The Public Space Invitational calls upon the city’s creators to reimagine and enhance public spaces in Boston. Designers, artists, engineers, and anyone else with an active imagination are welcomed to enter the civic design competition.

Starting in February, the Mayor’s Office of New Urban Mechanics, in partnership with the Boston Art Commission and the City’s Streets cabinet, began accepting submissions to upgrade civic spaces in terms of attractiveness and functionality. Submitted projects were required to be within a budget of $1,000 to $9,500, be implementable within the next six months, and be able to withstand New England weather. A list of project guidelines specifies that projects should “aspire to have an inherent sense of wonderment and discovery built into them.”

Past winners include projects like “the Stairs of Fabulousness,” which decked out the stairs of City Hall in color with non-skid tape. This year, the competition’s theme revolved around the interplay of analog and digital components of the Boston streetscape, and included a side competition aimed to make MBTA bus shelters at Mattapan Station more inviting.

Seven projects were funded in total—three analog projects, two digital projects, and two bonus bus shelter projects. The first analog winner was Night Garden, an installation designed to host performance- and food-centric events in the evening.

“We put lights in gardens and create interactive canvases out of public spaces,” says team member Shawn Flaherty. “By using things like high-powered LEDs, speakers, microphones, and temperature sensors, we can create a living, breathing, dynamic canvas that people can build upon.”

Flaherty and team members Ethan Vogt, Mihai Dinulescu, and DiDi Delgado will install the first Night Garden in Boston Day and Evening Academy’s community garden.

Vogt is the director of programming for nighttime arts festival Illuminus Boston.

“I recognized how magical it was to bring people together at night around art and creativity.

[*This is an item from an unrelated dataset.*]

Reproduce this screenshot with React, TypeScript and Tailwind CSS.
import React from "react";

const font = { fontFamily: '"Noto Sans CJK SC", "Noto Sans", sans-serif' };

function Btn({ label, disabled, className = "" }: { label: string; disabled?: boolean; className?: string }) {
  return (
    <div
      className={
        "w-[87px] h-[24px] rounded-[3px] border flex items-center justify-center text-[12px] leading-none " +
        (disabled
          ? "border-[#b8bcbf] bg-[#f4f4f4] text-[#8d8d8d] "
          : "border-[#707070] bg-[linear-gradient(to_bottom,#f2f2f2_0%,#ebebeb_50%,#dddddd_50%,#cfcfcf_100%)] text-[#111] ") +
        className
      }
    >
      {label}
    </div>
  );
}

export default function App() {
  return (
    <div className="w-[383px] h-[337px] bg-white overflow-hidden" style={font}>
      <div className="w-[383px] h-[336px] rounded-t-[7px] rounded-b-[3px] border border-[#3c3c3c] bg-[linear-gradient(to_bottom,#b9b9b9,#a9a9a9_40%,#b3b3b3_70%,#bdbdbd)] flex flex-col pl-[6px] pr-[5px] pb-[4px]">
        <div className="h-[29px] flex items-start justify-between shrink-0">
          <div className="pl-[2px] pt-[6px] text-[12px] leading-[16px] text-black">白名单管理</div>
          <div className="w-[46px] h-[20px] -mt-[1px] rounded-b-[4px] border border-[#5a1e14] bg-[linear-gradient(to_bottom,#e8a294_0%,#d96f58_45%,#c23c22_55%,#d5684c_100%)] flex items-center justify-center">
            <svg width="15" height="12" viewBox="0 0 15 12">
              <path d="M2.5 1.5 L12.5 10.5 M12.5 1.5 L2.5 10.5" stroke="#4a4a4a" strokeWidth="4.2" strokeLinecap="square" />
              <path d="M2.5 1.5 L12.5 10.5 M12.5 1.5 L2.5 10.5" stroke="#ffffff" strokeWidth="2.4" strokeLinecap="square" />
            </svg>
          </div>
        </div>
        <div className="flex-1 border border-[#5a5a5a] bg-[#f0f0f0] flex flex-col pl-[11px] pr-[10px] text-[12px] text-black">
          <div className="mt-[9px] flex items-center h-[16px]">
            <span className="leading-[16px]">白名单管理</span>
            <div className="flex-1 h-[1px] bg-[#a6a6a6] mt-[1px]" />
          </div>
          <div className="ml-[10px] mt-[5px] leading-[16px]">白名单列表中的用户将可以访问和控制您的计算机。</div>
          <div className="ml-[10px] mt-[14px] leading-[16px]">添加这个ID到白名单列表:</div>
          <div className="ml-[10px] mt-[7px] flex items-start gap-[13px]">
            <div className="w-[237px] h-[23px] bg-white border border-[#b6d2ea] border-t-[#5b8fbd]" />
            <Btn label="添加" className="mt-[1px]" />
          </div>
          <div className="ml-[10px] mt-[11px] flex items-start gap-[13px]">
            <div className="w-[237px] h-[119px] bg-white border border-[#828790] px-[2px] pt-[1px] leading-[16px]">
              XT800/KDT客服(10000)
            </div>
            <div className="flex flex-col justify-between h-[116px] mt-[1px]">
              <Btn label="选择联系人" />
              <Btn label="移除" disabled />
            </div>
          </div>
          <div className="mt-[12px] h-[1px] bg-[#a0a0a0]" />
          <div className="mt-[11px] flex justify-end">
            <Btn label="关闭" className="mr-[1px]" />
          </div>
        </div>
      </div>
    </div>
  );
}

It was sort of a shame that it only lasts for one night,” says Vogt. “So this idea was how that spirit can be embodied in a place that continues throughout an entire season—and tying it into growing food and sharing food.”

Other analog winners included “Egleston #StreetMurals #MuralesEnLaCalle,” a community-designed mural at the corner of Boylston and Egelston Streets in Jamaica Plain, and “Franklin Street (Allston) Neighborway” a safe path for bicyclists marked by murals and planters.

The digital-focused projects were partnered with Microsoft Technology and Civic Engagement. The winning proposals introduced a larger-than-life, functioning radio to be placed in a public park called “Public Radio,” as well as “The Public Stage,” a project that will broadcast a live orchestra’s music to the streets of Boston accompanied by a synchronized light show.

The projects aimed to improve Mattapan Station will use translucent screens to make standing in a bus shelter feel like standing under a canopy of trees, and another project will feature photos and stories about real Mattapan residents on the exteriors of waiting shelters.

At the award ceremony, Mayor Marty Walsh commended the efforts of every participant.

“Public spaces define life in the city, and these ideas bring to life the Boston that is bold, experimental, and empowered to try new things,” he said.